(574c) Comprehensive Process Modeling for Converting Natural Gas to Lower Olefin Via Reforming and Fischer-Tropsch Process

Synthesis gas or syngas, mixture of hydrogen (H₂) and carbon monoxide (CO), generated from the upgrading of traditional chemical feedstocks such as natural gas, coal and biomass, is utilized industrially for the production of value-added chemicals which include chemical intermediates (olefins, alcohols), fuels and synthetic wax. Syngas conversion to products is commonly practiced via the Fischer-Tropsch synthesis (FTS) process, where metal catalysts (e.g., solid iron- and cobalt-based catalysts) are contacted with syngas at elevated temperatures and pressures to produce hydrocarbons (e.g., olefins and paraffins) and/or oxygenated organic products. However, these processes also coproduce C1 byproducts which include carbon dioxide (CO₂) and methane (CH₄). Furthermore, catalysts/processes for Fischer-Tropsch may pose disadvantages due to low conversion/activity resulting in high concentrations of unconverted syngas in the product mixture. In this presentation, we discuss scenarios to maximize the yield of olefins from the syngas conversion reaction and analyze consequent carbon efficiency and energy consumption.

A process model is developed in process flowsheeting software for lower olefin production based on natural gas as a feedstock for syngas production via methane reforming. Steam methane reforming and dry reforming are considered for this study. The heat balance for reformer is carried out using a fuel-fired furnace. Syngas is fed to an olefin synthesis reactor; excess H₂, if any, is separated and can be used as a fuel. The product stream from the syngas conversion/olefin synthesis reactor, composed of unreacted CO and H₂, CH₄, CO₂, and heavier hydrocarbon products is subjected to a series of separation steps including H₂ membrane separation, CO₂ separation units, and a sequence of distillation column including de-methanizer, de-ethanizer, C2-splitter, de-propanizer, C3 splitter, etc. to produce final olefin products.
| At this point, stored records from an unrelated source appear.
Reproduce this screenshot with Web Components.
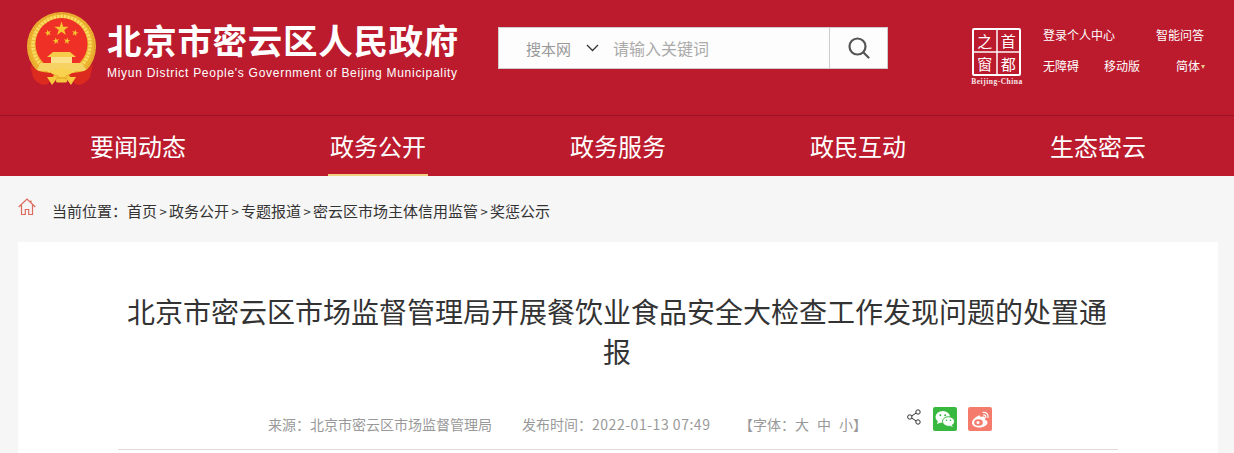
<!DOCTYPE html>
<html lang="zh-CN"><head><meta charset="utf-8"><title>北京市密云区人民政府</title>
<style>
html,body{margin:0;padding:0;background:#f6f6f6;height:453px;overflow:hidden;font-family:"Noto Sans CJK SC","Liberation Sans",sans-serif}
</style></head><body>
<site-header></site-header>
<main-nav></main-nav>
<bread-crumb></bread-crumb>
<article-card></article-card>
<script>
const mk=(name,html)=>customElements.define(name,class extends HTMLElement{constructor(){super();this.attachShadow({mode:'open'}).innerHTML=html}});
const FONT='"Noto Sans CJK SC","Liberation Sans",sans-serif';
const star=(cx,cy,r,rot=0)=>{let p=[];for(let i=0;i<10;i++){const a=(rot-90+i*36)*Math.PI/180,q=i%2?r*.38:r;p.push((cx+q*Math.cos(a)).toFixed(2)+','+(cy+q*Math.sin(a)).toFixed(2))}return `<polygon points="${p.join(' ')}"/>`};
mk('gov-emblem',`<style>:host{display:block;width:70px;height:74px}svg{display:block}</style>
<svg width="70" height="74" viewBox="0 0 70 74">
<circle cx="34.500" cy="34.500" r="34.500" fill="#ecb230"/>
<circle cx="34.500" cy="34.500" r="33" fill="none" stroke="#d9992a" stroke-width="1" stroke-dasharray="1.500 1.500"/>
<circle cx="34.500" cy="33" r="28.500" fill="none" stroke="#f9dc62" stroke-width="3.500" stroke-dasharray="2.500 1"/>
<circle cx="34.500" cy="32" r="26" fill="#ef3026"/>
<g fill="#f6c730">
${star(34.500,17,7.500)}${star(21,21,3.500,-15)}${star(48,21,3.500,15)}${star(29,29,3.500,-10)}${star(40,29,3.500,10)}
</g>
<path d="M26 40h17l6 5H20z" fill="#f7cc4a"/>
<rect x="24" y="45" width="21" height="6" fill="#fbe08a"/>
<path d="M14 51h41l5 8H9z" fill="#f6d163"/>
<path d="M3 52c3 4 7 7 13 8l8 1 3 2-6 9-4 1c-5-1-9-4-11-8zM66 52c-3 4-7 7-13 8l-8 1-3 2 6 9 4 1c5-1 9-4 11-8z" fill="#dc2a1e"/>
<path d="M24 60c2-3 5-3 7-2 1-3 6-3 8 0 2-1 5-1 7 2l-4 2c-2 0-3 1-4 3h-6c-1-2-2-3-4-3z" fill="#f8d24e"/>
<path d="M20 65c4 0 7 0 10-1l-2 5-3 4zM49 65c-4 0-7 0-10-1l2 5 3 4z" fill="#f4c93e"/>
<rect x="29" y="67" width="11" height="3.500" rx="1.500" fill="#f4c93e"/>
</svg>`);
mk('site-logo',`<style>:host{display:flex;box-sizing:border-box;gap:10px;align-items:flex-start;padding:12px 0 0 28px;color:#fff}
.t{padding-top:5px;width:360px}
h1{margin:0;font:700 34.500px/44px ${FONT};letter-spacing:.7px;white-space:nowrap;height:44px}
p{margin:4px 0 0;font:12px/17px "Liberation Sans",sans-serif;letter-spacing:.72px;white-space:nowrap}
</style><gov-emblem style="margin-left:-1px"></gov-emblem><div class="t"><h1>北京市密云区人民政府</h1><p>Miyun District People's Government of Beijing Municipality</p></div>`);
mk('search-box',`<style>:host{display:flex;box-sizing:border-box;width:390px;height:42px;border:1px solid #ccc;background:#fdfdfd;align-items:center;font-family:${FONT}}
.s{margin-left:27px;font-size:15px;color:#999;width:46px;white-space:nowrap}
svg.c{margin:0 14px 0 14px;display:block}
.p{flex:1;font-size:16px;color:#aaa;white-space:nowrap}
.b{width:57px;height:100%;border-left:1px solid #ccc;display:flex;align-items:center;justify-content:center}
</style><span class="s">搜本网</span><svg class="c" width="13" height="8" viewBox="0 0 13 8"><path d="M1 1l5.500 5.500L12 1" fill="none" stroke="#333" stroke-width="1.300"/></svg><span class="p">请输入关键词</span>
<span class="b"><svg width="22" height="22" viewBox="0 0 22 22" fill="none" stroke="#555" stroke-width="2.200"><circle cx="9.500" cy="9.500" r="8"/><path d="M15.500 15.500l5 5" stroke-linecap="round"/></svg></span>`);
mk('capital-badge',`<style>:host{display:block;width:56px;color:#fff;font-family:${FONT}}
.box{box-sizing:border-box;width:49px;height:48px;margin-left:3px;border:2px solid #fff;border-radius:2px;display:grid;grid-template:1fr 1fr/1fr 1fr;gap:2px;background:linear-gradient(#ffffffbb,#ffffffbb) center/100% 2px no-repeat,linear-gradient(#ffffffbb,#ffffffbb) center/2px 100% no-repeat}
span{display:flex;align-items:center;justify-content:center;font-size:15px;line-height:20px;font-weight:400}
i{display:block;font:700 7.500px/9px "Liberation Serif",serif;letter-spacing:.5px;text-align:center;margin-top:1px;white-space:nowrap;opacity:.9}
</style><div class="box"><span>之</span><span>首</span><span>窗</span><span>都</span></div><i>Beijing-China</i>`);
mk('top-links',`<style>:host{display:grid;grid-template-columns:61px 52px 49px;grid-template-rows:31px 31px;color:#fff;font:12px/18px ${FONT};width:162px;align-items:center;white-space:nowrap}
.w{grid-column:3}
.s{grid-column:1/3}
.t{text-align:right}
.t::after{content:"";display:inline-block;border:2.500px solid transparent;border-top:4px solid #e6c98a;border-bottom:0;margin-left:1px;vertical-align:2px}
</style><span class="s">登录个人中心</span><span class="w">智能问答</span><span>无障碍</span><span>移动版</span><span class="t">简体</span>`);
mk('site-header',`<style>:host{display:flex;box-sizing:border-box;height:116px;background:#bc1b2e;border-bottom:1px solid #9c1226}
site-logo{width:498px}
search-box{margin-top:27px}
capital-badge{margin:28px 0 0 81px}
top-links{margin:19px 0 0 18px}
</style><site-logo></site-logo><search-box></search-box><capital-badge></capital-badge><top-links></top-links>`);
mk('main-nav',`<style>:host{display:flex;height:60px;padding:0 18px;background:#bc1b2e;color:#fff;font:24px/60px ${FONT}}
a{flex:0 0 240px;display:flex;justify-content:center}
b{font-weight:400;display:block;box-sizing:border-box;height:60px;padding:0 2px}
.on{border-bottom:2px solid #f1d07f}
</style><a><b>要闻动态</b></a><a><b class="on">政务公开</b></a><a><b>政务服务</b></a><a><b>政民互动</b></a><a><b>生态密云</b></a>`);
mk('bread-crumb',`<style>:host{display:flex;align-items:center;height:66px;padding-left:18px;color:#333;font:15px/20px ${FONT};white-space:nowrap}
svg{display:block;margin:-4px 16px 0 0}
span{padding-top:4px}
i{font-style:normal;display:inline-block;width:12px;text-align:center;font-size:13px}
</style><svg width="18" height="18" viewBox="0 0 18 18" fill="none" stroke="#dc6a5d" stroke-width="1.200"><path d="M.7 9L9 1l8.300 8M3.500 7v9.500h3.800v-5h3.400v5h3.800V7M13 2.500V5"/></svg><span>当前位置：首页<i>&gt;</i>政务公开<i>&gt;</i>专题报道<i>&gt;</i>密云区市场主体信用监管<i>&gt;</i>奖惩公示</span>`);
mk('share-bar',`<style>:host{display:flex;align-items:flex-start;gap:12px;margin-top:2px}
.sh{margin:2px 0 0 0;display:block}
.i{width:24px;height:24px;border-radius:2px;display:block}
.w{background:#39b83f;margin-right:-1px}
.b{background:#f57c6c}
</style><svg class="sh" width="14" height="16" viewBox="0 0 14 16" fill="none" stroke="#333" stroke-width="1"><circle cx="2.800" cy="8" r="2.200"/><circle cx="11" cy="3" r="2.200"/><circle cx="11" cy="13" r="2.200"/><path d="M4.700 6.900L9.100 4.100M4.700 9.100L9.100 11.900"/></svg>
<svg class="i w" viewBox="0 0 24 24"><ellipse cx="9.800" cy="10" rx="7.300" ry="6" fill="#fff"/><path d="M5 14l-1 3 4-1.500z" fill="#fff"/><ellipse cx="15.500" cy="14.500" rx="6" ry="4.800" fill="#fff" stroke="#39b83f"/><path d="M18.500 18l1.500 2-4-1.500z" fill="#fff"/><circle cx="7.300" cy="8.300" r="1" fill="#39b83f"/><circle cx="12.200" cy="8.300" r="1" fill="#39b83f"/><circle cx="13.500" cy="13.300" r=".8" fill="#39b83f"/><circle cx="17.500" cy="13.300" r=".8" fill="#39b83f"/></svg>
<svg class="i b" viewBox="0 0 24 24"><path d="M10 9c-3 1.500-6 4-6 7 0 3 4 4.500 7.500 4.500 4 0 8-2.300 8-5 0-2-2-2.500-2.500-3 .8-1.800 0-3-2-3-1 0-2 .5-2.500.7-.2-1.700-1-2-2.500-1.200z" fill="#fff"/><ellipse cx="10.500" cy="15.500" rx="4.300" ry="3.200" fill="#f57c6c"/><circle cx="10" cy="15.500" r="1.500" fill="#fff"/><path d="M15 5.500c3.500-.5 5.500 2 5 5M15.500 8c1.500-.2 2.500.8 2.300 2.300" fill="none" stroke="#fff" stroke-width="1.200" stroke-linecap="round"/></svg>`);
mk('article-meta',`<style>:host{display:flex;box-sizing:border-box;height:49px;border-bottom:1px solid #ddd;color:#999;font:14px/20px ${FONT};white-space:nowrap;align-items:flex-start}
.w{display:flex;width:100%;padding-top:4px}
span{display:block;margin-top:9px}
.a{margin-left:150px;width:254px}
.d{width:217px}.d b{font-weight:400;letter-spacing:.53px}
.f{width:168px}.f u{text-decoration:none;margin-right:8px}.f u:last-child{margin:0}
share-bar{margin-top:2px}
</style><div class="w"><span class="a">来源：北京市密云区市场监督管理局</span><span class="d">发布时间：<b>2022-01-13 07:49</b></span><span class="f">【字体：<u>大</u><u>中</u><u>小</u>】</span><share-bar></share-bar></div>`);
mk('article-card',`<style>:host{display:block;margin:0 16px 0 18px;background:#fff;padding:0 100px;height:211px;box-sizing:border-box}
h2{margin:0 0 0 -2px;padding-top:49px;font:400 28px/40px ${FONT};color:#333;text-align:center}
article-meta{margin-top:30px}
</style><h2>北京市密云区市场监督管理局开展餐饮业食品安全大检查工作发现问题的处置通报</h2><article-meta></article-meta>`);
</script></body></html>
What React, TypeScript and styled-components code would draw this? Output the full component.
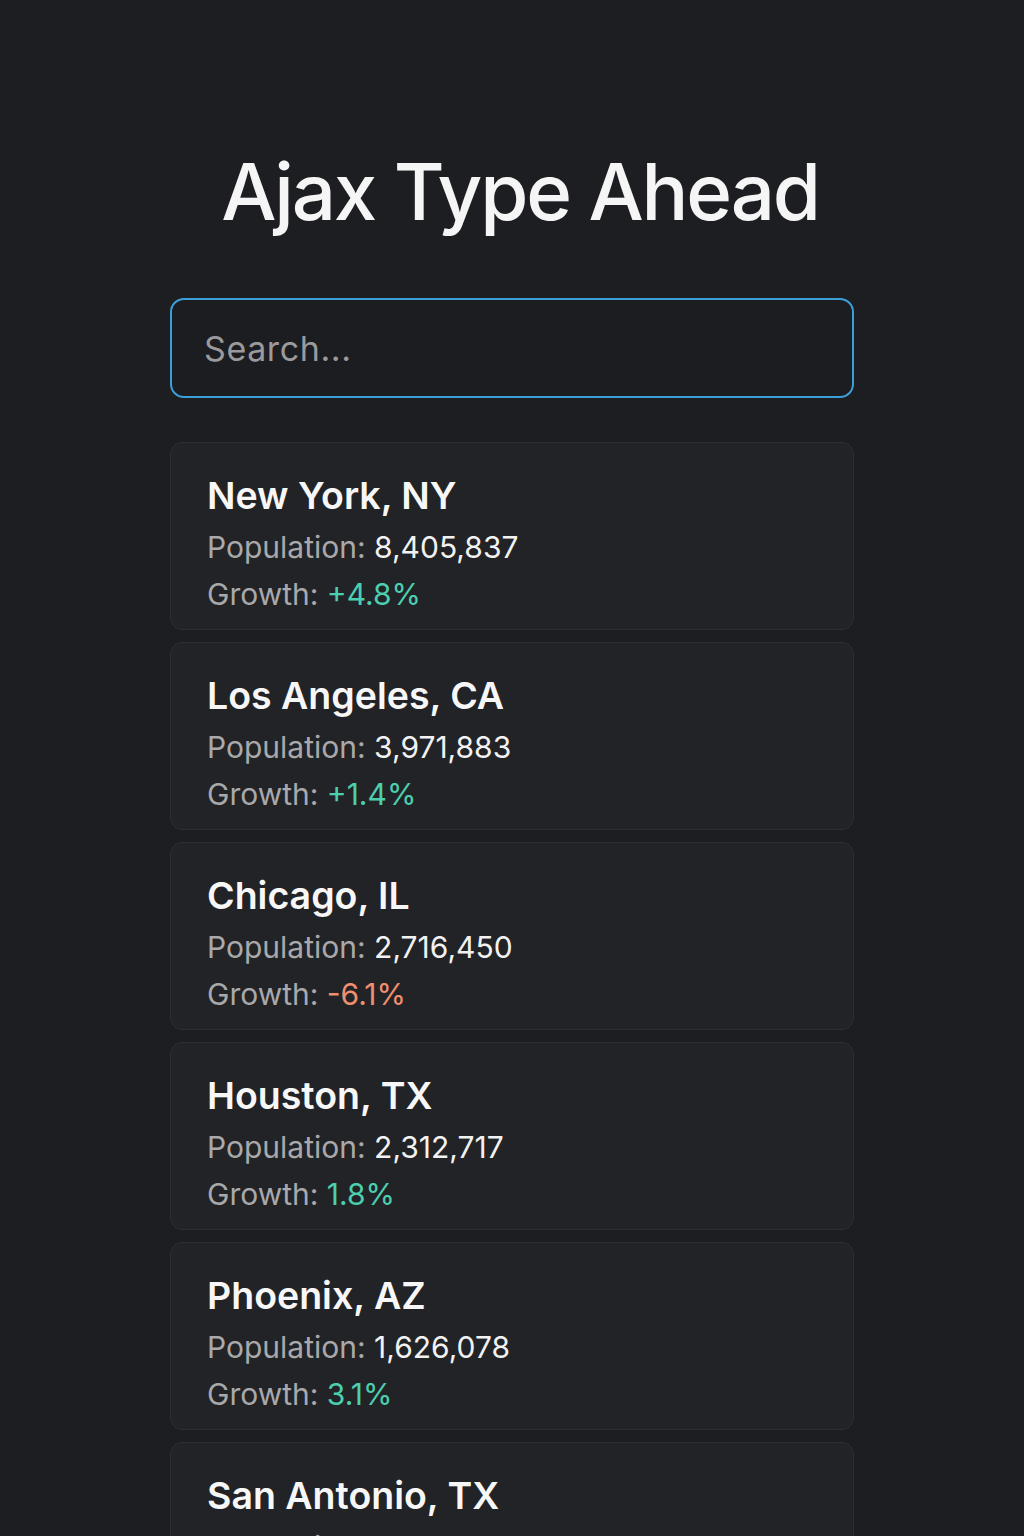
import { createGlobalStyle } from "styled-components";
import styled from "styled-components";

const Global = createGlobalStyle`
  html, body {
    margin: 0;
    padding: 0;
    background: #1d1e22;
  }
  body {
    font-family: Inter, "Noto Sans", "Liberation Sans", sans-serif;
    color: #f2f2f2;
  }
`;

const Page = styled.div`
  height: 1536px;
  overflow: hidden;
  display: flex;
  flex-direction: column;
  align-items: center;
  padding-top: 142px;
  box-sizing: border-box;
`;

const Title = styled.h1`
  margin: 0;
  padding-left: 16px;
  font-size: 78px;
  line-height: 100px;
  font-weight: 500;
  color: #f5f5f5;
  letter-spacing: -2.2px;
`;

const Wrap = styled.div`
  width: 684px;
  display: flex;
  flex-direction: column;
  gap: 12px;
`;

const Search = styled.input`
  box-sizing: border-box;
  width: 100%;
  height: 100px;
  margin-top: 56px;
  margin-bottom: 32px;
  padding: 0 32px;
  border: 2px solid #3d9fd8;
  border-radius: 14px;
  background: #1c1d21;
  color: #f2f2f2;
  font-family: Inter, "Noto Sans", sans-serif;
  font-size: 34px;
  letter-spacing: 0.6px;
  outline: none;
  &::placeholder {
    color: #9a9a9c;
  }
`;

const Card = styled.div`
  box-sizing: border-box;
  flex-shrink: 0;
  height: 188px;
  padding: 25px 36px 11px;
  border: 1px solid #2d2e33;
  border-radius: 12px;
  background: #222327;
`;

const City = styled.div`
  font-size: 37.5px;
  line-height: 56px;
  font-weight: 600;
  color: #f7f7f7;
`;

const Row = styled.div`
  font-size: 30px;
  line-height: 47px;
  color: #a9a9ab;
`;

const Value = styled.span<{ $tone?: "up" | "down" }>`
  color: ${(p) =>
    p.$tone === "up" ? "#4ccfae" : p.$tone === "down" ? "#f08f6e" : "#f2f2f2"};
`;

const cities = [
  { name: "New York, NY", pop: "8,405,837", growth: "+4.8%", tone: "up" },
  { name: "Los Angeles, CA", pop: "3,971,883", growth: "+1.4%", tone: "up" },
  { name: "Chicago, IL", pop: "2,716,450", growth: "-6.1%", tone: "down" },
  { name: "Houston, TX", pop: "2,312,717", growth: "1.8%", tone: "up" },
  { name: "Phoenix, AZ", pop: "1,626,078", growth: "3.1%", tone: "up" },
  { name: "San Antonio, TX", pop: "1,409,325", growth: "4.8%", tone: "up" },
] as const;

const App = () => {
  return (
    <>
      <Global />
      <Page>
        <Title>Ajax Type Ahead</Title>
        <Wrap>
          <Search placeholder="Search..." />
          {cities.map((c) => (
            <Card key={c.name}>
              <City>{c.name}</City>
              <Row>
                Population: <Value>{c.pop}</Value>
              </Row>
              <Row>
                Growth: <Value $tone={c.tone}>{c.growth}</Value>
              </Row>
            </Card>
          ))}
        </Wrap>
      </Page>
    </>
  );
};

export default App;
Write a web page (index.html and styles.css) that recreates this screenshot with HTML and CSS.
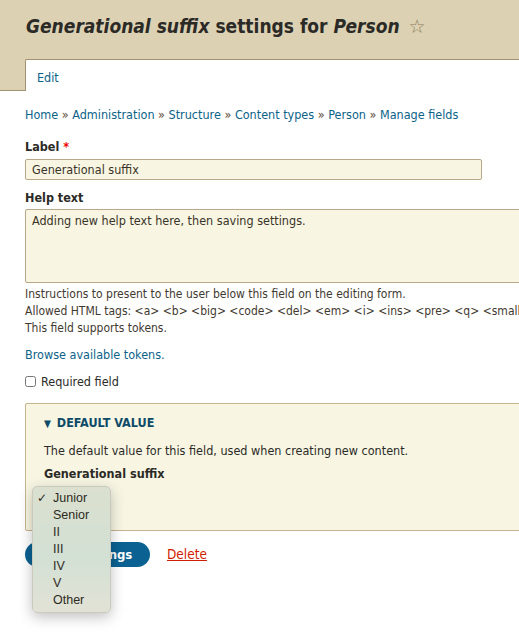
FILE: index.html
```html
<!DOCTYPE html>
<html lang="en">
<head>
    <meta charset="UTF-8">
    <meta name="viewport" content="width=device-width, initial-scale=1.0">
    <title>Generational suffix settings for Person</title>
    <link rel="stylesheet" href="styles.css">
</head>
<body>
    <header class="page-head">
        <h1 class="page-title"><em>Generational suffix</em> settings for <em>Person</em> <span class="shortcut">&#9734;</span></h1>
        <ul class="tabs">
            <li class="tab"><a href="#">Edit</a></li>
        </ul>
    </header>

    <main class="content">
        <nav class="breadcrumb">
            <a href="#">Home</a> &raquo; <a href="#">Administration</a> &raquo; <a href="#">Structure</a> &raquo; <a href="#">Content types</a> &raquo; <a href="#">Person</a> &raquo; <a href="#">Manage fields</a>
        </nav>

        <form class="field-form">
            <div class="form-item">
                <label class="form-label" for="label">Label <span class="required">*</span></label>
                <input class="form-text" id="label" type="text" value="Generational suffix">
            </div>

            <div class="form-item">
                <label class="form-label label-help" for="help">Help text</label>
                <textarea class="form-textarea" id="help">Adding new help text here, then saving settings.</textarea>
                <div class="description">
                    Instructions to present to the user below this field on the editing form.<br>
                    Allowed HTML tags: &lt;a&gt; &lt;b&gt; &lt;big&gt; &lt;code&gt; &lt;del&gt; &lt;em&gt; &lt;i&gt; &lt;ins&gt; &lt;pre&gt; &lt;q&gt; &lt;small&gt; &lt;span&gt; &lt;strong&gt;<br>
                    This field supports tokens.
                </div>
            </div>

            <p class="token-link"><a href="#">Browse available tokens.</a></p>

            <div class="checkbox-item">
                <input type="checkbox" id="required" class="form-checkbox">
                <label for="required">Required field</label>
            </div>

            <fieldset class="details">
                <div class="summary"><span class="arrow">&#9660;</span> Default value</div>
                <p class="details-text">The default value for this field, used when creating new content.</p>
                <div class="form-label">Generational suffix</div>
                <div class="select-wrap">
                    <ul class="select-popup">
                        <li class="checked">Junior</li>
                        <li>Senior</li>
                        <li>II</li>
                        <li>III</li>
                        <li>IV</li>
                        <li>V</li>
                        <li>Other</li>
                    </ul>
                </div>
            </fieldset>

            <div class="actions">
                <button type="button" class="button-primary">Save settings</button>
                <a href="#" class="delete-link">Delete</a>
            </div>
        </form>
    </main>
</body>
</html>
```

FILE: styles.css
```css
html {
    overflow: hidden;
}

body {
    margin: 0;
    min-height: 100vh;
    font-family: 'DejaVu Sans Condensed', 'DejaVu Sans', sans-serif;
    font-size: 12.5px;
    line-height: 15px;
    color: #2b2a26;
    background: #fff;
}

a {
    color: #0b6389;
    text-decoration: none;
}

.page-head {
    background: #dcd1b3;
    border-bottom: 1px solid #a39271;
}

.page-title {
    margin: 0;
    padding: 14px 0 0 26px;
    height: 45px;
    box-sizing: border-box;
    font-size: 19px;
    line-height: 24px;
    font-weight: bold;
    color: #2b2a26;
    white-space: nowrap;
}

.page-title em {
    font-style: oblique;
}

.shortcut {
    font-family: 'DejaVu Sans', sans-serif;
    font-weight: normal;
    font-style: normal;
    color: #8c7d5b;
    font-size: 19px;
    margin-left: 3px;
}

.tabs {
    list-style: none;
    margin: 14px 0 -1px 25px;
    padding: 0;
}

.tab {
    background: #fff;
    border-top: 1px solid #a39271;
    border-left: 1px solid #a39271;
    border-top-left-radius: 2px;
    height: 32px;
    box-sizing: border-box;
    padding: 10px 0 0 11px;
}

.content {
    padding: 16px 0 0 25px;
}

.breadcrumb {
    color: #5c4d35;
    white-space: nowrap;
    margin-bottom: 17px;
}

.form-item {
    margin-bottom: 10px;
}

.form-label {
    display: block;
    font-weight: bold;
    margin-bottom: 5px;
}

.label-help {
    margin-bottom: 4px;
}

.required {
    color: #e00;
}

.form-text,
.form-textarea {
    display: block;
    box-sizing: border-box;
    background: #f8f6e3;
    border: 1px solid #b8a888;
    border-radius: 2px;
    font-family: inherit;
    font-size: 12.5px;
    color: #3a3328;
    padding: 2px 6px;
    margin: 0;
}

.form-text {
    width: 457px;
    height: 21px;
}

.form-textarea {
    width: 640px;
    height: 74px;
    resize: none;
    padding-top: 3px;
    line-height: 15px;
}

.description {
    font-size: 12px;
    line-height: 17px;
    color: #3f3a30;
    white-space: nowrap;
    margin-top: 3px;
}

.token-link {
    margin: 0 0 12px;
}

.checkbox-item {
    display: flex;
    align-items: center;
    margin-bottom: 14px;
}

.form-checkbox {
    margin: 0 5px 0 0;
    width: 11px;
    height: 11px;
}

.details {
    margin: 0;
    padding: 11px 18px 0;
    width: 600px;
    background: #f8f6e3;
    border: 1px solid #c6b38f;
    border-radius: 2px;
}

.summary {
    font-weight: bold;
    text-transform: uppercase;
    color: #0d4b68;
    margin-bottom: 12px;
}

.arrow {
    font-size: 10px;
    margin-right: 2px;
}

.details-text {
    margin: 0 0 8px;
}

.details .form-label {
    margin-bottom: 0;
}

.select-wrap {
    position: relative;
    height: 49px;
}

.select-popup {
    position: absolute;
    left: -12px;
    top: 5px;
    width: 79px;
    box-sizing: border-box;
    margin: 0;
    padding: 3px 0;
    list-style: none;
    background: linear-gradient(180deg, #dbe0cf 0%, #d3e0d4 55%, #e2e2d6 100%);
    border: 1px solid #c9c9bd;
    border-radius: 5px;
    box-shadow: 0 4px 14px rgba(0, 0, 0, 0.25);
    z-index: 10;
    font-family: 'Liberation Sans', sans-serif;
    font-size: 12.5px;
    color: #2d2a22;
}

.select-popup li {
    height: 17px;
    line-height: 17px;
    padding-left: 20px;
    position: relative;
}

.select-popup .checked::before {
    content: "\2713";
    position: absolute;
    left: 4px;
    font-family: 'DejaVu Sans', sans-serif;
    font-size: 12px;
}

.actions {
    display: flex;
    align-items: center;
    gap: 17px;
    margin-top: 11px;
}

.button-primary {
    background: #0b6292;
    color: #fff;
    border: none;
    border-radius: 13px;
    height: 25px;
    width: 125px;
    font-family: inherit;
    font-size: 13px;
    font-weight: bold;
    cursor: pointer;
}

.delete-link {
    color: #d21e00;
    text-decoration: underline;
    font-size: 13.5px;
}
```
The unconverted reactants can be recycled to appropriate units in the system. A heat and mass balance is performed and several scenarios are evaluated based on catalyst performance and recycle options.

The results show that conversion in olefin synthesis reactor has a profound effect on recovery section. The low boiling-point components (CO + H₂) results in an aggressive cryogenic process and/or high pressure systems to recover lower olefins (C2–C4) from the product mixture where temperature as low as -200 ^oC have to be implemented for separation of olefins. Yield vectors are generated based on a series of catalyst/s and results of these sensitivity analysis suggest that separation can be achieved at higher temperature. Further, recycle options to the reformer were evaluated. Although the recycle results in higher overall yield of lower olefins, this also results in higher load on the furnace and results in lower energy efficiency and thus, similar overall carbon efficiency.

An integrated process model including reformer, reformer furnace, olefin synthesis reactor, recovery units is developed to evaluate carbon efficiency and energy consumption for natural gas to lower olefin production via syngas conversion. This work demonstrates process modeling capabilities that enables comparison between catalysts that have contrasting yields and selectivity, and provides direction for future development efforts.